A pending US Supreme Court case could ban yard sales and popular online selling websites such as eBay and Craigslist. In 1997, Supap Kirtsaeng relocated from Thailand to attend Cornell University. Kirtsaeng was not on campus long before he realized how much more expensive college text books were in America than his native Thailand.
The industrious young man asked his family to buy a whole lot of books and ship them to him in the United States. Kirtsaeng reportedly made a $1.2 million profit by selling the academic books on eBay at prices which undercut bookstores across the country, Death and Taxes Magazine reports. Wiley, the textbook manufacturer, sued Kirtsaeng for copyright infringement, Market Watch notes.

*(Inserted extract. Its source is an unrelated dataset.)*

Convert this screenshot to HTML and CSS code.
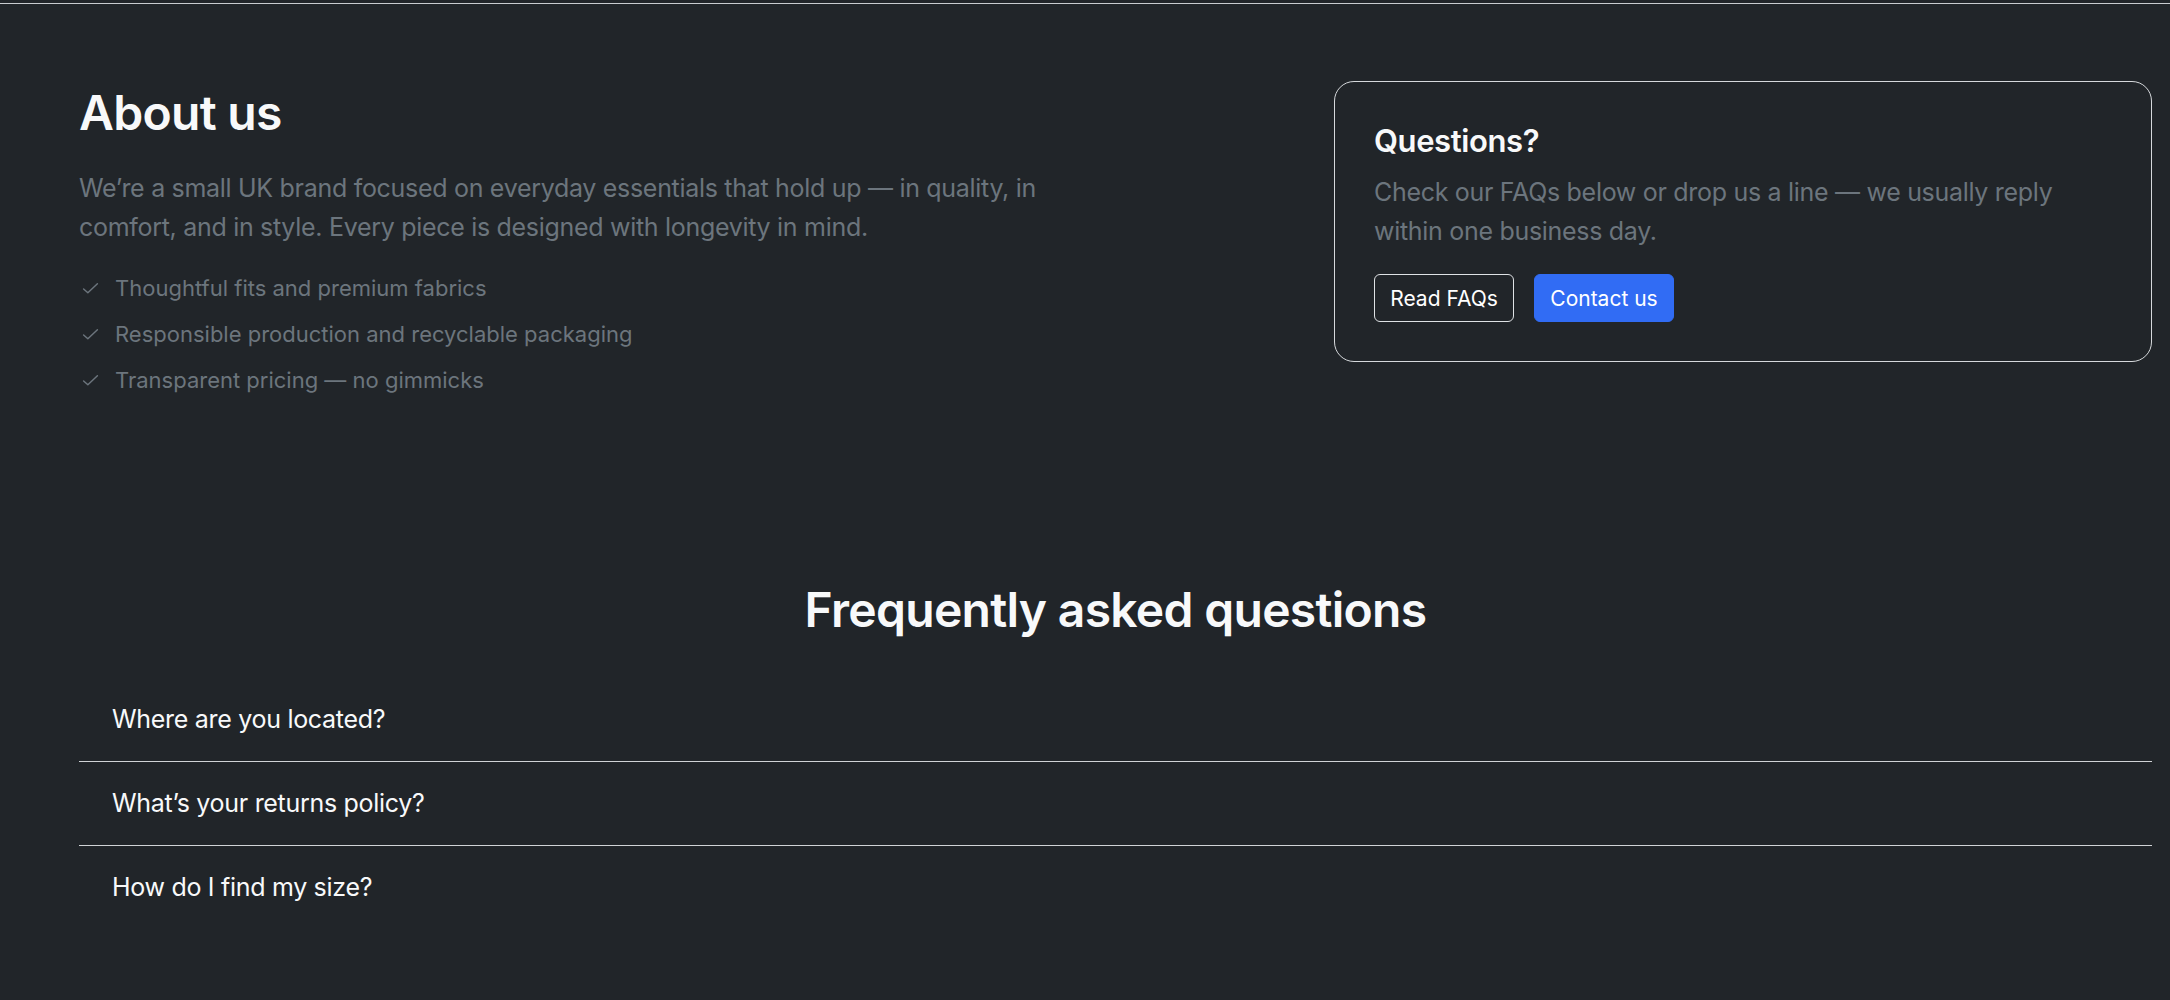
FILE: index.html
```html
<!DOCTYPE html>
<html lang="en">
<head>
<meta charset="utf-8">
<title>About us</title>
<link rel="stylesheet" href="styles.css">
</head>
<body>
<div class="page">
  <section class="about">
    <div class="about-text">
      <h1 class="title">About us</h1>
      <p class="lead">We’re a small UK brand focused on everyday essentials that hold up — in quality, in comfort, and in style. Every piece is designed with longevity in mind.</p>
      <ul class="checklist">
        <li><svg class="check" viewBox="0 0 16 16" aria-hidden="true"><path d="M1.5 8.5 L5.5 12 L14.5 3.5"/></svg><span>Thoughtful fits and premium fabrics</span></li>
        <li><svg class="check" viewBox="0 0 16 16" aria-hidden="true"><path d="M1.5 8.5 L5.5 12 L14.5 3.5"/></svg><span>Responsible production and recyclable packaging</span></li>
        <li><svg class="check" viewBox="0 0 16 16" aria-hidden="true"><path d="M1.5 8.5 L5.5 12 L14.5 3.5"/></svg><span>Transparent pricing — no gimmicks</span></li>
      </ul>
    </div>
    <aside class="card">
      <h2 class="card-title">Questions?</h2>
      <p class="card-text">Check our FAQs below or drop us a line — we usually reply within one business day.</p>
      <div class="actions">
        <a class="btn btn-outline" href="#faq">Read FAQs</a>
        <a class="btn btn-primary" href="#contact">Contact us</a>
      </div>
    </aside>
  </section>

  <section class="faq" id="faq">
    <h2 class="title faq-title">Frequently asked questions</h2>
    <div class="accordion">
      <div class="acc-item"><button class="acc-btn" type="button">Where are you located?</button></div>
      <div class="acc-item"><button class="acc-btn" type="button">What’s your returns policy?</button></div>
      <div class="acc-item"><button class="acc-btn" type="button">How do I find my size?</button></div>
    </div>
  </section>
</div>
</body>
</html>
```

FILE: styles.css
```css
html {
  background: #212529;
}
body {
  margin: 0;
  padding-top: 3px;
  background: #212529;
  color: #f8f9fa;
  font-family: Inter, "Noto Sans", "Liberation Sans", sans-serif;
  min-height: 997px;
}
.page {
  border-top: 1px solid #c9ccd0;
  padding: 0 18px 0 79px;
}
.about {
  display: grid;
  grid-template-columns: 1fr 818px;
  column-gap: 40px;
  align-items: start;
  padding-top: 77px;
}
.title {
  margin: 0;
  font-size: 48px;
  line-height: 1.2;
  font-weight: 600;
  letter-spacing: -0.7px;
  color: #f8f9fa;
}
.about-text .title {
  margin-top: 3px;
}
.lead {
  margin: 27px 0 0;
  font-size: 25px;
  line-height: 39px;
  letter-spacing: -0.3px;
  color: #6c757d;
  max-width: 990px;
}
.checklist {
  list-style: none;
  margin: 26px 0 0;
  padding: 0;
  display: flex;
  flex-direction: column;
  gap: 14.5px;
}
.checklist li {
  display: flex;
  align-items: center;
  gap: 16px;
  font-size: 22px;
  line-height: 31.5px;
  color: #6c757d;
  padding-left: 3px;
}
.check {
  width: 17px;
  height: 17px;
  flex: none;
  fill: none;
  stroke: #6c757d;
  stroke-width: 1.4;
  stroke-linecap: round;
  stroke-linejoin: round;
}
.card {
  border: 1px solid #d6d9dc;
  border-radius: 20px;
  padding: 40px 39px 39px;
}
.card-title {
  margin: 0;
  font-size: 31px;
  line-height: 1.2;
  font-weight: 600;
  letter-spacing: -0.4px;
  color: #f8f9fa;
}
.card-text {
  margin: 14px 0 0;
  font-size: 25px;
  line-height: 38.5px;
  letter-spacing: -0.3px;
  color: #6c757d;
}
.actions {
  display: flex;
  gap: 20px;
  margin-top: 24px;
}
.btn {
  display: inline-flex;
  align-items: center;
  justify-content: center;
  box-sizing: border-box;
  height: 48px;
  width: 140px;
  border-radius: 6px;
  font-size: 21px;
  color: #ffffff;
  text-decoration: none;
}
.btn-outline {
  border: 1px solid #dfe2e5;
}
.btn-primary {
  background: #316cf4;
  border: 1px solid #316cf4;
}
.faq {
  padding-top: 185px;
}
.faq-title {
  text-align: center;
}
.accordion {
  margin-top: 39px;
}
.acc-item {
  border-bottom: 1px solid #d0d3d6;
}
.acc-item:last-child {
  border-bottom: none;
}
.acc-btn {
  display: flex;
  align-items: center;
  width: 100%;
  height: 83px;
  padding: 0 33px;
  margin: 0;
  border: none;
  background: transparent;
  color: #f8f9fa;
  font-family: inherit;
  font-size: 25px;
  letter-spacing: -0.3px;
  text-align: left;
  cursor: pointer;
}
```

During the first court battle, which Supap Kirtsaeng lost, the judge ruled that the first-sale principle only applies to items manufactured in the United States. The law basically states that a company or business can only get paid one time for a product, and a customer has the right to re-sell it later and keep the proceeds.
Once upon a time, when most of the items Americans used where actually made here, the law did not spark much controversy. But, if the US Supreme Court upholds the lower court’s ruling, yard sales and making some extra cash by getting rid of unwanted items online would likely come to an end.
Internet giant eBay is watching the court case very closely. A statement released by the company claims that not allowing items made abroad to be covered by the first-sale principle would adversely impact trade, small businesses, e-commerce, consumers, and jobs in the United States. Since many American-made vehicles have parts that were manufactured overseas, selling old cars to help finance a new one could very well be a thing of the past as well.
The first-sale principle became law in 1908. If SCOTUS does not overturn the lower court ruling, it would be up to Congress to change the law.